I'm not sure what this person said, but he is very likely wrong. (Of course, I may have misunderstood.) C and C++ can only pass parameters and return values "by value". (When passing or returning pointers you are sending the value of the pointer "by value".) That is to say, the method by which C and C++ operate can't protect you from irregular access. Further, any 'static' instance used, both read and written, is never thread safe unless it is protected from irregular access by the appropriate mechanisms.
I simply said that if you have types in a language, not scalar, but complex, for example arrays, structures, etc... as return by value(i.e. return by copiing of some data to private caller space or by data granted to private access to caller), as return by reference(there only addrres of potetially shared common data is granted to caller) are legal terms. Because this term are different.
if you have as a result of some function call - only address of some shared data, but not an adress of your private copy - this potentially leads to crash in multithreading.
adress of data really means a "tag", which caller code can use to have effective access to values stored in this "data".
to have thread safed code there are few simlpe rules.

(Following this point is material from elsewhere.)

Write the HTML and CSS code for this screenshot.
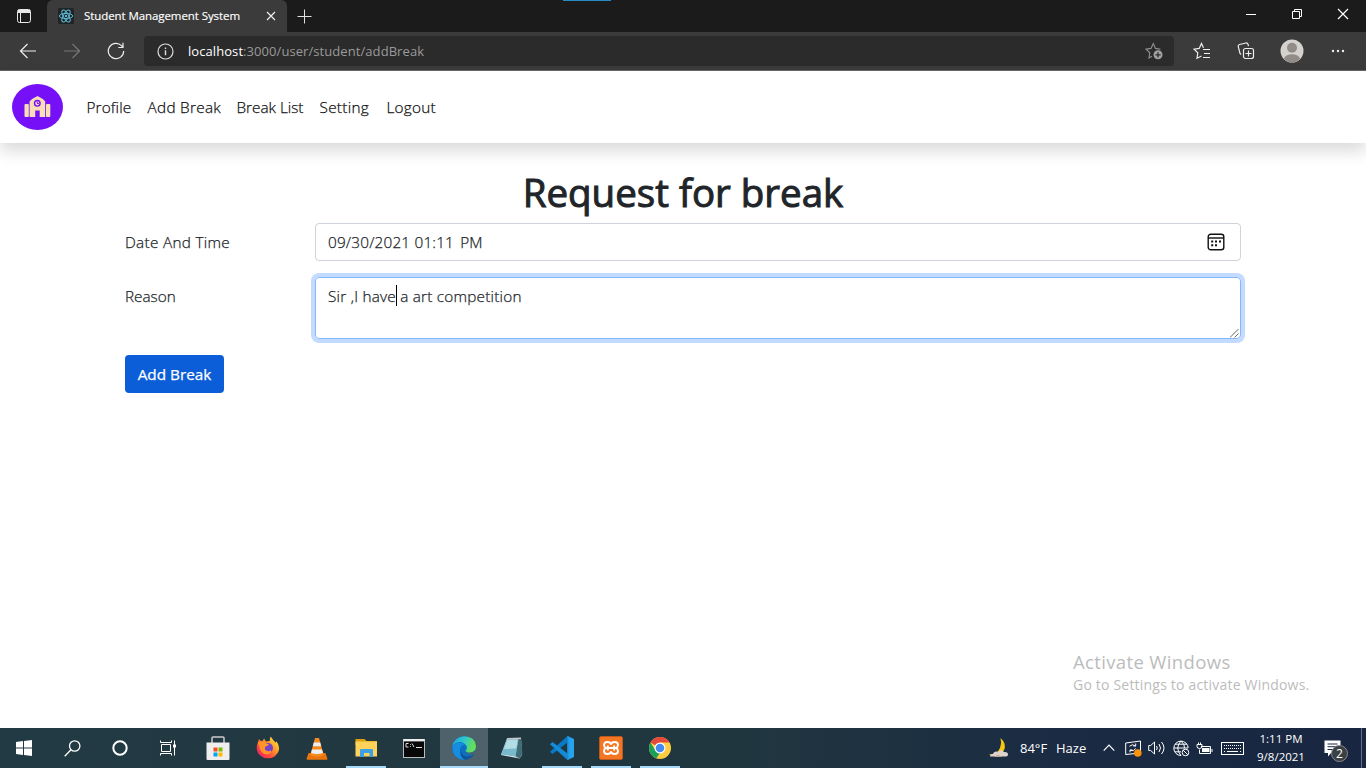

1. if code works with private copy of data, and another thread cannot have access to this data - this is safe. local procedure variables or variables created(and disposed) on a heap, by this thread, if pointers to this heap areas are not visible to another threads - is safe also.
2. if you have common variables, and few threads can have access to this data - you must use some synchronization methods, like mutexes, critical sections, etc. to guarantee noninterrupted access of current thread to shared data. Usually it is called as atomic operation. So your operation with shared data must be atomic.
its enough.
Anyone can speak a lot about thread safety, but the matter of fact is - if two threads work with same variable in nonatomic operation - this is crash.